Firms are required to regularly test their ability to remain within impact tolerances in severe but plausible disruption scenarios. Regulators expect firms to develop a testing plan that details how they will gain assurance that they can remain within impact tolerances for important business services.

severe but plausible scenarios

Firms should identify the severe but plausible scenarios they use for testing. When setting scenarios, firms could consider previous incidents or near misses within the organisation, across the financial sector, and in other sectors and jurisdictions.


As part of the written self-assessment of Operational Resilience compliance, firms should document details of their scenario testing, including assumptions made in relation to scenario design and any identified risks to the firm’s ability to remain within impact tolerances.
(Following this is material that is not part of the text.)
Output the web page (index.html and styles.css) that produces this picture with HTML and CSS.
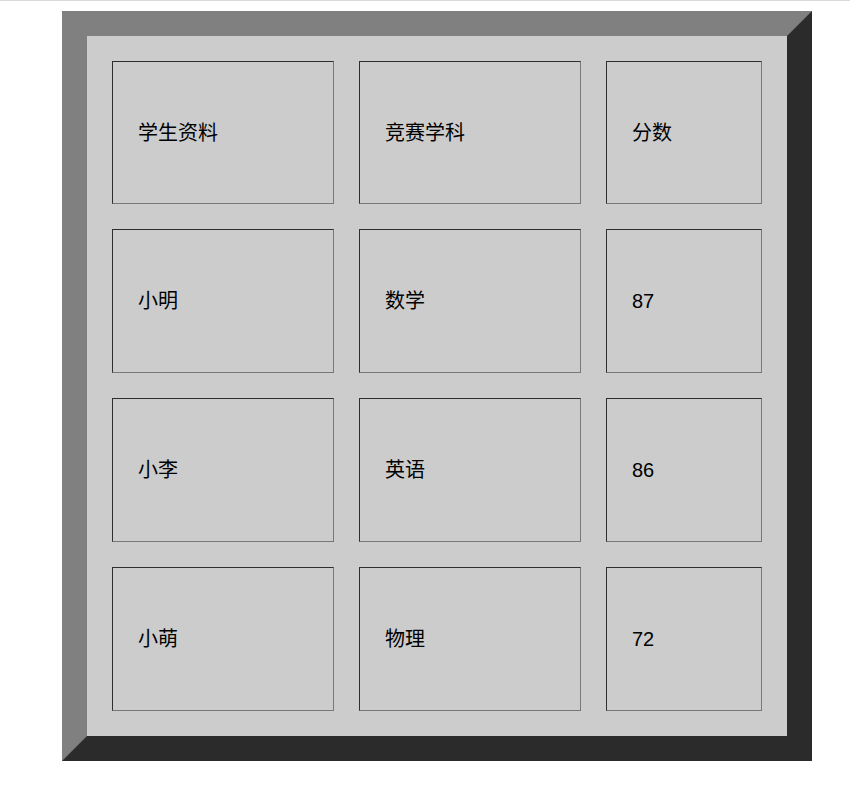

important business services

When considering the important business services to prioritise for testing, firms should consider the relative risk they pose to financial stability (if applicable), safety and soundness, and (in the case of insurers) the appropriate degree of policyholder protection.


The nature and frequency of a firm’s testing should be proportionate to the potential impact that disruption could cause and whether the operational resources supporting an important business service have materially changed.


It would not be proportionate to require firms to be able to remain within impact tolerances in circumstances which are beyond severe or implausible. There will be scenarios where firms find they could not deliver a particular important business service within their impact tolerance. For example, if essential infrastructure (such as power, transport, or telecommunications) were unavailable.


Firms should test a range of scenarios, including those in which they anticipate exceeding their impact tolerance. Understanding the circumstances where it is impossible to stay within an impact tolerance will provide useful information to firms’ management and to their supervisors. Boards and senior management will need to judge whether failing to remain within the impact tolerance in specific scenarios is acceptable and be able to explain their reasoning to supervisors.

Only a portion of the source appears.